You are viewing a plain text version of this content. The canonical link for it is here.

Posted to user@cassandra.apache.org by Jan Algermissen <al...@icloud.com> on 2017/05/25 14:19:34 UTC

Effect of frequent mutations / memtable

Hi,

I am using a updates to a column with a ttl to represent a lock. The 
owning process keeps updating the lock's TTL as long as it is running. 
If the process crashes, the lock will timeout and be deleted. Then 
another process can take over.

I have used this pattern very successfully over years with TTLs in the 
order of tens of seconds.

Now I have a use case in mind that would require much smaller TTLs, e.g. 
1 or two seconds and I am worried about the increased number of 
mutations and possible effect on SSTables.

However: I'd assume these frequent updates on a cell to mostly happen in 
the memtable resulting in only occasional manifestation in SSTables.

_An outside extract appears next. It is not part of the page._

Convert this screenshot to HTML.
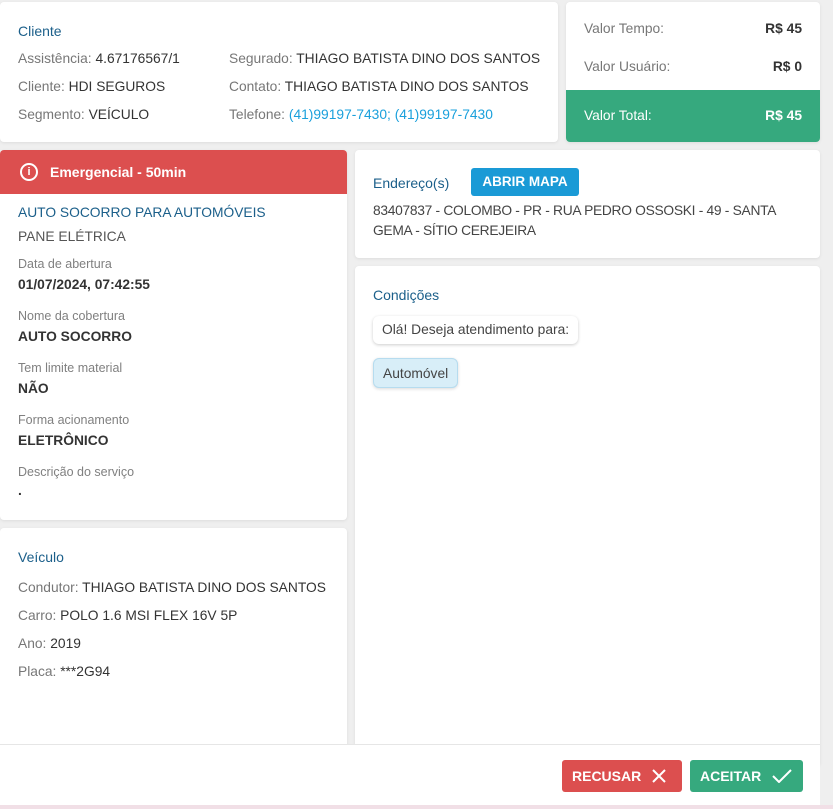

Is that assumption correct and if so, what config parameters should I 
tweak to keep the memtable from being flushed for longer periods of 
time?


Jan

---------------------------------------------------------------------
To unsubscribe, e-mail: user-unsubscribe@cassandra.apache.org
For additional commands, e-mail: user-help@cassandra.apache.org

Re: Effect of frequent mutations / memtable

Posted by Jonathan Haddad <jo...@jonhaddad.com>.

If you're doing high volumes of writes that simply overwrite values, you're
going to see memtables flush to disk when the commit log hits it's space
limit and you recycle commit log segments.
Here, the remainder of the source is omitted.